We stopped at a mini-mart on the way home.  I got a chuckle at the very Simpson-like feel of this Kwik-E-Mart, including the man behind the counter.  Imagine him, if you can.  The exact same guy who is in the Simpsons cartoon.  Same voice, same age.  (40-50?)   We are giggling as we head in the door, laughing about something or other, I'm not sure what... probably chasing each other to see who could get to the ONE bathroom stall first.   "No, *I* have to go the bathroom more!"   "No, *I* do."  "No, meeee, I'm first."

After we were finished, and quite composed, we picked up the obligatory purchases required by most mini-marts as a bathroom toll.   It was probably Bubble Yum, or Hubba-Bubba.  Probably Strawberry.  Probably so we could see who could blow the biggest bubbles on the way home.  Or, perhaps it was a couple Ring-Pops, so we could put them on our fingers and talk in English, snobby accents and pretend we were "old money", talking about our fabulous jewelry in offhanded tones.  "Oh, this old thing."  Pshaw.    It would be all the more amusing since we were BOTH much to old to do it, thus creating an air of silliness.

The owner/cashier caused an inward rolling of my eyes as he asked with is Simpson Kwik-E-Mart voice:

Him:  "You are sisters?"

Me (gagging at his lame, obvious exaggerated attempt to flirt): "Uh... yeeah."   (you know, the yeah, riiiight. voice.)

Him (obviously misunderstaning my response):  You look like sisters, same hair and eyes.

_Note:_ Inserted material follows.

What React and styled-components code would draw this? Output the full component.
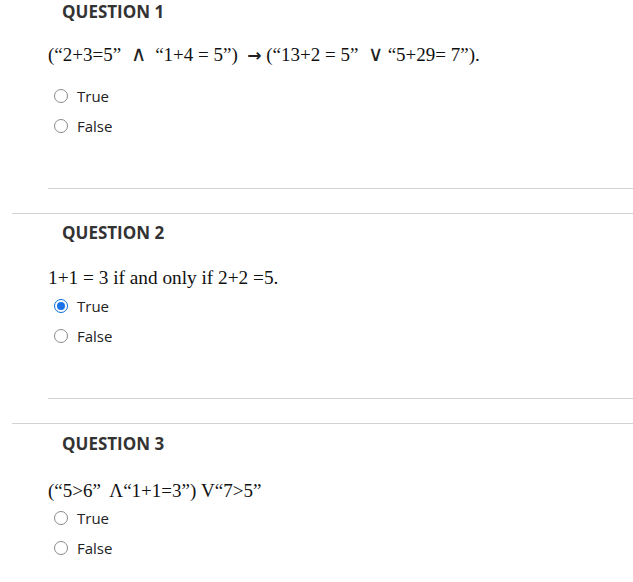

So, I'm throughly irritated by this guy, and his lame attempt at flattery.... and he goes on to ask Allison about her shirt that says "I love Dad."  He says, so, why don't you wear one that says "I love Mom."  Don't you love your Mom?   (ugh, quit already so I can get OUT of here.)   So, in an attempt to shut him up I asked her,  "So, do you love me?"   "Of course, Mom."   And... you should've seen the guy's face.  As it turns out, he WASN'T flirting, just making conversation.   Now, that's a first.  Texans must also be blind.